For Mamata, this bureaucratic shuffle is both defense and distraction: a shield against possible exposure, and a smokescreen to deflect growing suspicion about her government’s voter management legacy.

Fear-Mongering Disguised as Democratic Dissent

Banerjee’s campaign against SIR has echoed her earlier theatrics against other democratic institutions. During the Bihar SIR, opposition parties, including the TMC, tried to stall the exercise through slogans of “voter disenfranchisement” and “vote theft.” When the Supreme Court refused to stay the process—reiterating its legal backing—the political noise collapsed into silence.

But in Bengal, Mamata’s opposition is far shriller. Her statements warning of riots or social unrest if the roll revision proceeds reveal something deeper—a preemptive attempt to frame administrative cleansing as political persecution. The move reeks of fear-mongering, calibrated to create chaos and rally sympathy before the numbers start speaking for themselves.

If SIR is as neutral as designed—a system to detect duplicate or illegal entries—then one must ask: what exactly is the Chief Minister afraid of?

The Voter Math and the Uncomfortable Truth

Behind Banerjee’s rhetoric lies a statistic that could reshape Bengal’s politics. A 2024 demographic study titled “Electoral Roll Inflation in West Bengal: A Demographic Reconstruction of Legitimate Voter Counts” estimated that nearly 13.69 percent of the state’s voter list could be inflated. That translates to roughly one crore excess names—an astronomical figure that raises uncomfortable questions about the authenticity of the voter base.

Over the last three years, 2,688 Bangladeshi nationals were apprehended and deported—numbers that signal only a fraction of a larger, unchecked flow. The TMC government has long been accused of using illegal immigration to engineer vote banks, particularly in border districts like North 24 Parganas, Malda, and Murshidabad.

SIR, by design, threatens to unmask this silent arithmetic. A clean voter list could deflate inflated numbers that have long tilted Bengal’s poll equations. In that sense, Mamata’s protest isn’t defiance—it’s damage control.

The Real Agenda: Control the Narrative, Protect the Numbers

At the heart of Mamata Banerjee’s street protest is narrative management. By painting the SIR as a political vendetta, she shifts attention from the potential exposure of her government’s alleged complicity in voter manipulation. For the TMC, the fear is not of auditing but of accounting.

The bureaucratic reshuffle before the SIR, the exaggerated rhetoric, and the attempt to mobilize mass protest—all fit into a single pattern: control the levers of perception before the process controls the outcome. The optics of defiance help Banerjee rebrand her administrative vulnerability as democratic heroism.

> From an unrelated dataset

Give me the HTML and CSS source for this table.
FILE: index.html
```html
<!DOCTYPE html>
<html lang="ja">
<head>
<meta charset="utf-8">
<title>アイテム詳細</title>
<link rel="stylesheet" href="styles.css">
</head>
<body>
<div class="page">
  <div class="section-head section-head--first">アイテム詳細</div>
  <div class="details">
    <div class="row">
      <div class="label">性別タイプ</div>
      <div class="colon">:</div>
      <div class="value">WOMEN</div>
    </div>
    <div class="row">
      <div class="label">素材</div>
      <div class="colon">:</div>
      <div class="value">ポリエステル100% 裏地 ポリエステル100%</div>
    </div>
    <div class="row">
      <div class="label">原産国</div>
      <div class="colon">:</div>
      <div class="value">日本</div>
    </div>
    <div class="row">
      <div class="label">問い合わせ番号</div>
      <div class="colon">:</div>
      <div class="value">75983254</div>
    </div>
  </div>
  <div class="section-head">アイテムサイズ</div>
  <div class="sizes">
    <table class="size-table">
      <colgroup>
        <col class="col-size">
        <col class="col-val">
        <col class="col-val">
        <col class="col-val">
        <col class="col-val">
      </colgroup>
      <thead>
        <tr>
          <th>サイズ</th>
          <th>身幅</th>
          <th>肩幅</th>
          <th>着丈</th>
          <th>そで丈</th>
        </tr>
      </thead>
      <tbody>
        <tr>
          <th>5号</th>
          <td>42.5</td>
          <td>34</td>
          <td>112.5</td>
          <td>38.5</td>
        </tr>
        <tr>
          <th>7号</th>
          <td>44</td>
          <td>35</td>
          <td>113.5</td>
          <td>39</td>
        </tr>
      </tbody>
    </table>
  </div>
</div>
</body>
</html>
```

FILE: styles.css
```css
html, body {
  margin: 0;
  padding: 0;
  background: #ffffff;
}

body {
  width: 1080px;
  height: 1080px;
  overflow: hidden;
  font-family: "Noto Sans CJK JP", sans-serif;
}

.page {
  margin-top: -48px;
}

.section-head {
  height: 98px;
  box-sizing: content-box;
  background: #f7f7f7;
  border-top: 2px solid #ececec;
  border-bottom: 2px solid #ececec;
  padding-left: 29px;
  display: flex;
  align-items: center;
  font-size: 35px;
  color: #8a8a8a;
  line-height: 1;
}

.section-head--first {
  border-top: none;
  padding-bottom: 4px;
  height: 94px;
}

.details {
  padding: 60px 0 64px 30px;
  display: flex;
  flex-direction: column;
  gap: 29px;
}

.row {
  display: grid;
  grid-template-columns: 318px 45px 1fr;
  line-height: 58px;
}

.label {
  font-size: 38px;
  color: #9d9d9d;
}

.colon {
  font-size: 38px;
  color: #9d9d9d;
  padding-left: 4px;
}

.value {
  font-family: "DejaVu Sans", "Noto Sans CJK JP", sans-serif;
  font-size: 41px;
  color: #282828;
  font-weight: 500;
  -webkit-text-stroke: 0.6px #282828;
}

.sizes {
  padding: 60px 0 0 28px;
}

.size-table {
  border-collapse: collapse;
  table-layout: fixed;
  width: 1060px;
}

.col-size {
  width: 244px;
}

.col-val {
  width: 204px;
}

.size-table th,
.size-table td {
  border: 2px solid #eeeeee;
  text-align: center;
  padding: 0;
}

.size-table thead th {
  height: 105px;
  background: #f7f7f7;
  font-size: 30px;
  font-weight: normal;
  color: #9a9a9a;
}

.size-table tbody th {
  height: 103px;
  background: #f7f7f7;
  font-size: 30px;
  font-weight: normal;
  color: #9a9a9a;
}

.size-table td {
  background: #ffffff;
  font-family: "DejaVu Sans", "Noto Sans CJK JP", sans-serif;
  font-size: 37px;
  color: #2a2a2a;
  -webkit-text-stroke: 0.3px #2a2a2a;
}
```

Yet this strategy also betrays weakness. For a leader once seen as Bengal’s iron matriarch, descending into preemptive protests against a legal, impartial exercise suggests eroding confidence within her own fortress.

Politics of Paranoia or Preservation of Power?

Mamata Banerjee has built her political legacy on populist defiance. But the coming clash over the Special Intensive Revision is different. It isn’t about ideology or Centre-state friction—it’s about arithmetic integrity.

When a government resists transparency in something as basic as verifying voter lists, it signals anxiety, not strength. Banerjee’s opposition exposes her reliance on political ecosystems sustained by irregularities that the SIR threatens to dismantle.

Instead of treating voter list purification as administrative housekeeping, the TMC is reframing it as an assault on democracy. The irony, however, is that real democracy begins precisely with clean, legitimate electoral rolls.

Between Optics and Accountability

Mamata Banerjee’s November 4 march is a striking portrait of political optics in overdrive. While she invokes public sentiment and symbolism, the real battlefield lies in the voter database—where legitimacy meets exposure.

The SIR exercise is not a central intrusion but a constitutional obligation to uphold electoral integrity. By opposing it, the West Bengal Chief Minister risks standing against transparency itself.

For a leader who rose to power championing electoral purity against the Left’s alleged manipulations, Banerjee’s current resistance echoes hypocrisy. Bengal’s electorate deserves clarity, not chaos—and the truth, not theatrics, will eventually decide its future.